You could get a collar with a set screw that matched the shaft diameter of the motor, and put like a 1 1/2 inch pulley on it, then use that to drive a larger pulley, say 10 inch or so, with ANOTHER pulley welded to it to run an axeworthy, or whatnot. I just made a rotating overhead body part carousel thing, it uses a drive similar to what I described, then 3 other pulleys (2 in another room, the body parts go through a wall) unfortunately it is installed in a haunt, and I don't think I have vid. Its the second one I've done that way, one of them held and moved 35 pounds across 25 feet of wire. (I might have some vid of the 2 wheel dolly flying around the shop).

I just use wiper motors, and the pulleys I use run 15 to 50 dollars depending on size, its a 200 dollar build, but you could do it dollar down, if you could use mismatched pulleys and used bearings and stuff. It takes at least a 10 amp power supply, I have no idea what your fan motors are doing for torque, but I bet it aint much, even geared down slow with a pulley setup. But I bet 5 pounds would be doable. You can also make the motor mounts with a tensioner for the driven pulley, that also tensions the entire cable system. Sheesh, I shoulda shot some vid. I really can't make one just to video it right now.

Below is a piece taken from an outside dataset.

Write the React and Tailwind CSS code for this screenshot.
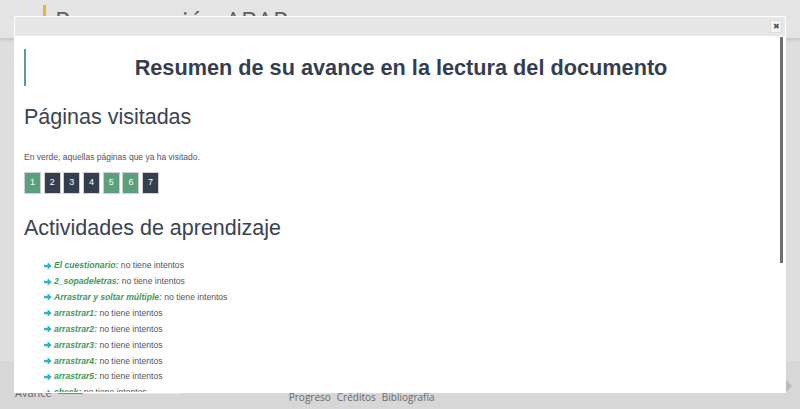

Looking at your motor, you may need to make a different mounting flange, maybe a little heavier, and spaced further out from the motor, so you can get some 1/4 inch bolts in there, give you some room to work.


----------



## FastEddie33 (Aug 16, 2013)

Awesome!..Thanks for the info!!..I have a motor on the way from monster guts, but I wanted to build a few more things, on the cheap


----------



## bert1913 (Oct 27, 2011)

these work great to control the speed of the motor: http://www.harborfreight.com/router-speed-control-43060.html

i agree with hippofest about using a collar with a set screw. homedpot carries them. (you will need to weld some type of bracket to the collar)


----------



## bfjou812 (Aug 15, 2008)

Just find the correct diameter pulley with the correct size hole in the hub. This usually will have the set screw alreeady in it and position the pulley with the set screw on the flat of the motor. Mcmaster-Carr is your friend..........


----------



## alewolf (Nov 5, 2012)

Does not appear to have any threading, but you could always thread it and then use a coupling nut. That is basically a socket female threaded on both ends.


----------